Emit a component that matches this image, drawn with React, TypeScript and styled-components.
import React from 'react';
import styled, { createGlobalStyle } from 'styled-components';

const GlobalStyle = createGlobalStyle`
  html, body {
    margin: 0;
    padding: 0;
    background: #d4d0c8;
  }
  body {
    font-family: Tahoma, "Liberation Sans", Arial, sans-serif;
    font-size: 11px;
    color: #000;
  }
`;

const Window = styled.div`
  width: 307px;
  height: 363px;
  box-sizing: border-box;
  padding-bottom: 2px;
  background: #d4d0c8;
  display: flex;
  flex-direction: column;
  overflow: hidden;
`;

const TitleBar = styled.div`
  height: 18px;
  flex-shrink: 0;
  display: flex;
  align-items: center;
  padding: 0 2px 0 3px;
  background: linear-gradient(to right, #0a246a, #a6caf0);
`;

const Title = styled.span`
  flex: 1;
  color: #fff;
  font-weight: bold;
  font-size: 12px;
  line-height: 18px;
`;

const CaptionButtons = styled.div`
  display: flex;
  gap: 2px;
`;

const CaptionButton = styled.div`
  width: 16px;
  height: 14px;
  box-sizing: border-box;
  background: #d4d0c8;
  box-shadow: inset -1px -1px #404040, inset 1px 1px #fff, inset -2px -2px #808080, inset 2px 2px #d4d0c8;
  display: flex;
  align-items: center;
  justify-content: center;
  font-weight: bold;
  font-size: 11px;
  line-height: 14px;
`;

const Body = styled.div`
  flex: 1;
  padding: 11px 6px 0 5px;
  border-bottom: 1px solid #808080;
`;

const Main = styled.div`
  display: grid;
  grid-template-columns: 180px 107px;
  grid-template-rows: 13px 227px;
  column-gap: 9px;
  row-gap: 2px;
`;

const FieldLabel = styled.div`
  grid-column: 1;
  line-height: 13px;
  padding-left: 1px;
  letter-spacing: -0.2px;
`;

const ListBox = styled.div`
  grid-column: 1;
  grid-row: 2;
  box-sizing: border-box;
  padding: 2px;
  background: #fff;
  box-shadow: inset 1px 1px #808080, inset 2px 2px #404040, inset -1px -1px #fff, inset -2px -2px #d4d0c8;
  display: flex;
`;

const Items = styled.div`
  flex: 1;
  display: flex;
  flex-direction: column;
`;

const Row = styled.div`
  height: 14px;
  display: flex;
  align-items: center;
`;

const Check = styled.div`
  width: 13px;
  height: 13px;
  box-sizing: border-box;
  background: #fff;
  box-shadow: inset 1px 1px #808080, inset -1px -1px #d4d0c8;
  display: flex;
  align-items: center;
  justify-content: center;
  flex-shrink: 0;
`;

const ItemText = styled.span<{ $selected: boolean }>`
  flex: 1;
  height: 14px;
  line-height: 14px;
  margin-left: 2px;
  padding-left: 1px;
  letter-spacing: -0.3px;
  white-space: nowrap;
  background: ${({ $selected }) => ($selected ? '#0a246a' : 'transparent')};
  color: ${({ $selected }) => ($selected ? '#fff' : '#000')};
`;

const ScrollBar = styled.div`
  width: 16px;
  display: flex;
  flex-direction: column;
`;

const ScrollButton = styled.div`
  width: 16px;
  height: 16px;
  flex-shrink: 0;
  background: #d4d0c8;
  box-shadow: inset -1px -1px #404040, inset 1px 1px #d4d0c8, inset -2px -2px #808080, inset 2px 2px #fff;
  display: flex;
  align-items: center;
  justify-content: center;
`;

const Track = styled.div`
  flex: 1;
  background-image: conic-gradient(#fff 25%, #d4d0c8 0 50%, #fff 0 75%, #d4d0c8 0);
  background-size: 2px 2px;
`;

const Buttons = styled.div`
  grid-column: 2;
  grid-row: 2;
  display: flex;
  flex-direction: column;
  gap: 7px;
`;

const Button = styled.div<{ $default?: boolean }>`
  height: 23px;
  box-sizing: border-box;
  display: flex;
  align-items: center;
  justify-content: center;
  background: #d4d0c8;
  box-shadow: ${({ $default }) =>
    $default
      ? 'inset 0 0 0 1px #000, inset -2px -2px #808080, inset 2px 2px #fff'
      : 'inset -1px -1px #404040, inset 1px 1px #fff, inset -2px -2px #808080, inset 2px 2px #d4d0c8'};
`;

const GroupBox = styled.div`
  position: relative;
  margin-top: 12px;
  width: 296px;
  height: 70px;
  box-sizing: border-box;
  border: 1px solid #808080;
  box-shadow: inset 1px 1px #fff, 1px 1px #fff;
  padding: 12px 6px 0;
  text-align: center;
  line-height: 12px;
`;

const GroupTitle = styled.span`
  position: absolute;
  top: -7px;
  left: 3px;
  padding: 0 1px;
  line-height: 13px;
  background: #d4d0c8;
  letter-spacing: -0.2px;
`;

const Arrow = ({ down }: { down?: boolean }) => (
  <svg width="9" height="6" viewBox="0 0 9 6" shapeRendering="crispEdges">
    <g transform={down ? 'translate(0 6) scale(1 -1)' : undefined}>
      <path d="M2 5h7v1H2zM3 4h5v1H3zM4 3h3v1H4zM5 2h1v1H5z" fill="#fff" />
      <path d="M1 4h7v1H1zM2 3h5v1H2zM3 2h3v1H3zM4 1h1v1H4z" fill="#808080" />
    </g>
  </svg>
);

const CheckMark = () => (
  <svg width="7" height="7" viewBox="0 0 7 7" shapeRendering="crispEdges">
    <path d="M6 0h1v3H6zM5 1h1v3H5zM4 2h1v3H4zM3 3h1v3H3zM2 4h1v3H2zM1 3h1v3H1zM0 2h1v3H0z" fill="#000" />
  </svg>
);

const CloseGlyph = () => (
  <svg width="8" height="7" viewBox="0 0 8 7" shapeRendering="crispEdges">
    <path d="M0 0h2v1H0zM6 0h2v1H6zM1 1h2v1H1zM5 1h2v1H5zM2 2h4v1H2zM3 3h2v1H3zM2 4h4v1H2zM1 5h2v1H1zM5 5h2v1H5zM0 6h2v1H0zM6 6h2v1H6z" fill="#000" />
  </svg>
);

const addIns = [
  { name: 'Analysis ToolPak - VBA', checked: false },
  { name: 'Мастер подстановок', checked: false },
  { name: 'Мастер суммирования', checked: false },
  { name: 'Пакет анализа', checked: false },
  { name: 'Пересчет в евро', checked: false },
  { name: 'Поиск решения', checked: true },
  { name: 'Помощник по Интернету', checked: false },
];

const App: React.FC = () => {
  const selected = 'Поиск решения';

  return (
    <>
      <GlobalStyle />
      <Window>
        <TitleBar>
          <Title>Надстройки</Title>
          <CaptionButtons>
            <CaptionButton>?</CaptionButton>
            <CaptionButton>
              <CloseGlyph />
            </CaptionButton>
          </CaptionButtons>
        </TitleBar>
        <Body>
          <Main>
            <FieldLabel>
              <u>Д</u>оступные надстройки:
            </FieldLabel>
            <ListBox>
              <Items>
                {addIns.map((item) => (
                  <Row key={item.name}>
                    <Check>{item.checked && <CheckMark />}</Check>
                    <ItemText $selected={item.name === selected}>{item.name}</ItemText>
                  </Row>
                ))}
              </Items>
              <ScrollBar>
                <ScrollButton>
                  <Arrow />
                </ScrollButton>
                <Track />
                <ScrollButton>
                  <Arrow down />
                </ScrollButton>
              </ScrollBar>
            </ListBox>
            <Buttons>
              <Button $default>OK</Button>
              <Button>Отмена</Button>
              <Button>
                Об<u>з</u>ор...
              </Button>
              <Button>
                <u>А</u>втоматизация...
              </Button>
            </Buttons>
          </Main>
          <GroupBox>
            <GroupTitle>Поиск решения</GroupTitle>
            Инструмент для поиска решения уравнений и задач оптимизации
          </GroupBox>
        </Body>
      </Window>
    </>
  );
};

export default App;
========================================================================
◆ **DIRECTIVE**: Copy out the whole listing exactly.

◆ **SOLUTION**:
Emit a component that matches this image, drawn with React, TypeScript and styled-components.
import React from 'react';
import styled, { createGlobalStyle } from 'styled-components';

const GlobalStyle = createGlobalStyle`
  html, body {
    margin: 0;
    padding: 0;
    background: #d4d0c8;
  }
  body {
    font-family: Tahoma, "Liberation Sans", Arial, sans-serif;
    font-size: 11px;
    color: #000;
  }
`;

const Window = styled.div`
  width: 307px;
  height: 363px;
  box-sizing: border-box;
  padding-bottom: 2px;
  background: #d4d0c8;
  display: flex;
  flex-direction: column;
  overflow: hidden;
`;

const TitleBar = styled.div`
  height: 18px;
  flex-shrink: 0;
  display: flex;
  align-items: center;
  padding: 0 2px 0 3px;
  background: linear-gradient(to right, #0a246a, #a6caf0);
`;

const Title = styled.span`
  flex: 1;
  color: #fff;
  font-weight: bold;
  font-size: 12px;
  line-height: 18px;
`;

const CaptionButtons = styled.div`
  display: flex;
  gap: 2px;
`;

const CaptionButton = styled.div`
  width: 16px;
  height: 14px;
  box-sizing: border-box;
  background: #d4d0c8;
  box-shadow: inset -1px -1px #404040, inset 1px 1px #fff, inset -2px -2px #808080, inset 2px 2px #d4d0c8;
  display: flex;
  align-items: center;
  justify-content: center;
  font-weight: bold;
  font-size: 11px;
  line-height: 14px;
`;

const Body = styled.div`
  flex: 1;
  padding: 11px 6px 0 5px;
  border-bottom: 1px solid #808080;
`;

const Main = styled.div`
  display: grid;
  grid-template-columns: 180px 107px;
  grid-template-rows: 13px 227px;
  column-gap: 9px;
  row-gap: 2px;
`;

const FieldLabel = styled.div`
  grid-column: 1;
  line-height: 13px;
  padding-left: 1px;
  letter-spacing: -0.2px;
`;

const ListBox = styled.div`
  grid-column: 1;
  grid-row: 2;
  box-sizing: border-box;
  padding: 2px;
  background: #fff;
  box-shadow: inset 1px 1px #808080, inset 2px 2px #404040, inset -1px -1px #fff, inset -2px -2px #d4d0c8;
  display: flex;
`;

const Items = styled.div`
  flex: 1;
  display: flex;
  flex-direction: column;
`;

const Row = styled.div`
  height: 14px;
  display: flex;
  align-items: center;
`;

const Check = styled.div`
  width: 13px;
  height: 13px;
  box-sizing: border-box;
  background: #fff;
  box-shadow: inset 1px 1px #808080, inset -1px -1px #d4d0c8;
  display: flex;
  align-items: center;
  justify-content: center;
  flex-shrink: 0;
`;

const ItemText = styled.span<{ $selected: boolean }>`
  flex: 1;
  height: 14px;
  line-height: 14px;
  margin-left: 2px;
  padding-left: 1px;
  letter-spacing: -0.3px;
  white-space: nowrap;
  background: ${({ $selected }) => ($selected ? '#0a246a' : 'transparent')};
  color: ${({ $selected }) => ($selected ? '#fff' : '#000')};
`;

const ScrollBar = styled.div`
  width: 16px;
  display: flex;
  flex-direction: column;
`;

const ScrollButton = styled.div`
  width: 16px;
  height: 16px;
  flex-shrink: 0;
  background: #d4d0c8;
  box-shadow: inset -1px -1px #404040, inset 1px 1px #d4d0c8, inset -2px -2px #808080, inset 2px 2px #fff;
  display: flex;
  align-items: center;
  justify-content: center;
`;

const Track = styled.div`
  flex: 1;
  background-image: conic-gradient(#fff 25%, #d4d0c8 0 50%, #fff 0 75%, #d4d0c8 0);
  background-size: 2px 2px;
`;

const Buttons = styled.div`
  grid-column: 2;
  grid-row: 2;
  display: flex;
  flex-direction: column;
  gap: 7px;
`;

const Button = styled.div<{ $default?: boolean }>`
  height: 23px;
  box-sizing: border-box;
  display: flex;
  align-items: center;
  justify-content: center;
  background: #d4d0c8;
  box-shadow: ${({ $default }) =>
    $default
      ? 'inset 0 0 0 1px #000, inset -2px -2px #808080, inset 2px 2px #fff'
      : 'inset -1px -1px #404040, inset 1px 1px #fff, inset -2px -2px #808080, inset 2px 2px #d4d0c8'};
`;

const GroupBox = styled.div`
  position: relative;
  margin-top: 12px;
  width: 296px;
  height: 70px;
  box-sizing: border-box;
  border: 1px solid #808080;
  box-shadow: inset 1px 1px #fff, 1px 1px #fff;
  padding: 12px 6px 0;
  text-align: center;
  line-height: 12px;
`;

const GroupTitle = styled.span`
  position: absolute;
  top: -7px;
  left: 3px;
  padding: 0 1px;
  line-height: 13px;
  background: #d4d0c8;
  letter-spacing: -0.2px;
`;

const Arrow = ({ down }: { down?: boolean }) => (
  <svg width="9" height="6" viewBox="0 0 9 6" shapeRendering="crispEdges">
    <g transform={down ? 'translate(0 6) scale(1 -1)' : undefined}>
      <path d="M2 5h7v1H2zM3 4h5v1H3zM4 3h3v1H4zM5 2h1v1H5z" fill="#fff" />
      <path d="M1 4h7v1H1zM2 3h5v1H2zM3 2h3v1H3zM4 1h1v1H4z" fill="#808080" />
    </g>
  </svg>
);

const CheckMark = () => (
  <svg width="7" height="7" viewBox="0 0 7 7" shapeRendering="crispEdges">
    <path d="M6 0h1v3H6zM5 1h1v3H5zM4 2h1v3H4zM3 3h1v3H3zM2 4h1v3H2zM1 3h1v3H1zM0 2h1v3H0z" fill="#000" />
  </svg>
);

const CloseGlyph = () => (
  <svg width="8" height="7" viewBox="0 0 8 7" shapeRendering="crispEdges">
    <path d="M0 0h2v1H0zM6 0h2v1H6zM1 1h2v1H1zM5 1h2v1H5zM2 2h4v1H2zM3 3h2v1H3zM2 4h4v1H2zM1 5h2v1H1zM5 5h2v1H5zM0 6h2v1H0zM6 6h2v1H6z" fill="#000" />
  </svg>
);

const addIns = [
  { name: 'Analysis ToolPak - VBA', checked: false },
  { name: 'Мастер подстановок', checked: false },
  { name: 'Мастер суммирования', checked: false },
  { name: 'Пакет анализа', checked: false },
  { name: 'Пересчет в евро', checked: false },
  { name: 'Поиск решения', checked: true },
  { name: 'Помощник по Интернету', checked: false },
];

const App: React.FC = () => {
  const selected = 'Поиск решения';

  return (
    <>
      <GlobalStyle />
      <Window>
        <TitleBar>
          <Title>Надстройки</Title>
          <CaptionButtons>
            <CaptionButton>?</CaptionButton>
            <CaptionButton>
              <CloseGlyph />
            </CaptionButton>
          </CaptionButtons>
        </TitleBar>
        <Body>
          <Main>
            <FieldLabel>
              <u>Д</u>оступные надстройки:
            </FieldLabel>
            <ListBox>
              <Items>
                {addIns.map((item) => (
                  <Row key={item.name}>
                    <Check>{item.checked && <CheckMark />}</Check>
                    <ItemText $selected={item.name === selected}>{item.name}</ItemText>
                  </Row>
                ))}
              </Items>
              <ScrollBar>
                <ScrollButton>
                  <Arrow />
                </ScrollButton>
                <Track />
                <ScrollButton>
                  <Arrow down />
                </ScrollButton>
              </ScrollBar>
            </ListBox>
            <Buttons>
              <Button $default>OK</Button>
              <Button>Отмена</Button>
              <Button>
                Об<u>з</u>ор...
              </Button>
              <Button>
                <u>А</u>втоматизация...
              </Button>
            </Buttons>
          </Main>
          <GroupBox>
            <GroupTitle>Поиск решения</GroupTitle>
            Инструмент для поиска решения уравнений и задач оптимизации
          </GroupBox>
        </Body>
      </Window>
    </>
  );
};

export default App;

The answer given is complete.